Skrivet 16 May 2018

Ingmar Bergman’s Film Stories to be published

The centenarian’s screenplays are “the cornerstone of one of the 20th century’s most noteworthy Swedish authorships”.

This year, Ingmar Bergman would have turned 100. Throughout the year, Norstedt’s is celebrating the iconic filmmaker’s literary works by publishing six grand volumes of largely unseen material as well as a study of Bergman the author, all in collaboration with the Ingmar Bergman Foundation. In addition, all of Bergman’s manuscripts are being published, by which The Seventh Seal and Wild Strawberries will be made available in Swedish for the first time.

Ingmar Bergman’s Film Stories will be available as print-on-demand, to be ordered through online retailers and in book shops.

Already, the following titles are available on demand:
Torment (1944), Summer Interlude (1951), Sawdust and Tinsel (1953), A Lesson in Love (1954), Smiles of a Summer Night (1955), The Seventh Seal (1957), Wild Strawberries (1957), The Magician (1958), Through a Glass Darkly (1961), Winter Light (1963), The Silence (1963) and Persona (1966).

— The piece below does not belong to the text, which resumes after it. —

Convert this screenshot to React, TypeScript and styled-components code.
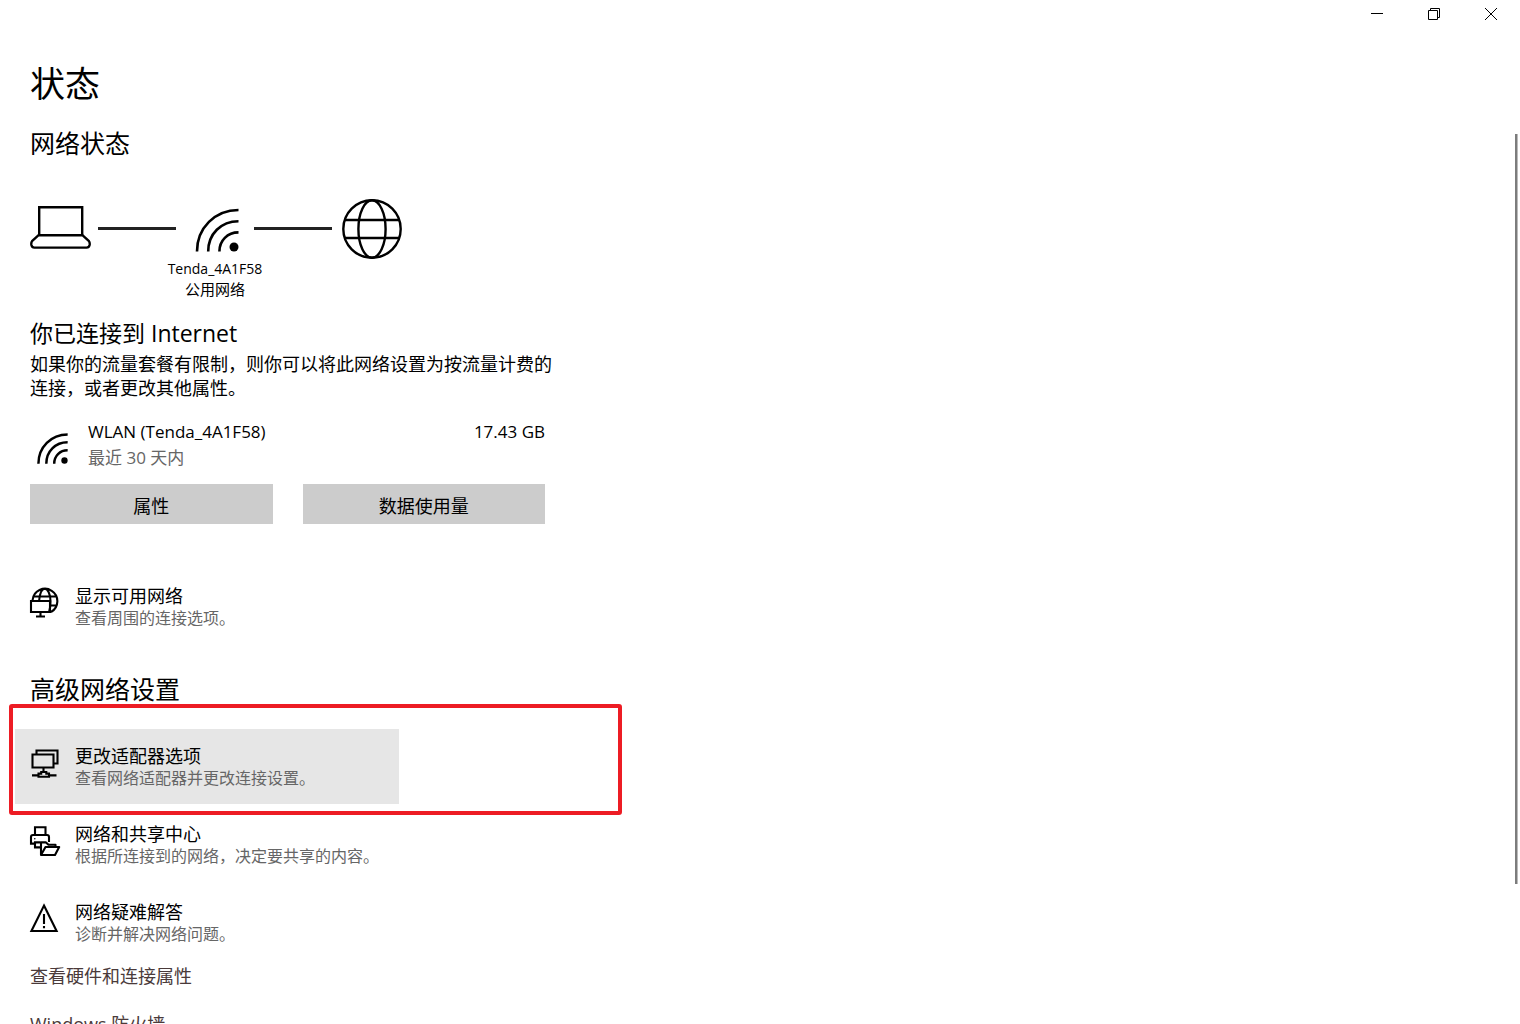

Additional titles will be brought out in time for Ingmar Bergman’s birthday on July 14th.

All thirty-four Film Stories will be published with afterwords by Jan Holmberg, CEO of the Ingmar Bergman Foundation, and, in some cases, with forewords by the author himself.

“Bergman’s film stories are much more than pilots for the films”, says Jan Holmberg. “Rather than sketches, they are little masterpieces in their own right and belong in the ranks of great 20th century literature. The fact that most of them are now being made available is a significant cultural milestone.”

Håkan Bravinger, literary director at Norstedt’s:
”The term film stories was coined by Bergman’s editor Lasse Bergström. It suits these texts perfectly. They are not screenplays or theater scripts, but rather more akin to novellas, with inner psychological acuity and powerful dialogue – to such a degree that they retain their power regardless of if one reads them on a page or sees them performed on a stage or screen. They took sixty years to write – and are, as a whole, the cornerstone of one of the 20th century’s most noteworthy Swedish authorships.”

Ingmar Bergman’s Film Stories will be published in Swedish, to begin with. Hedlund Agency handles the international rights.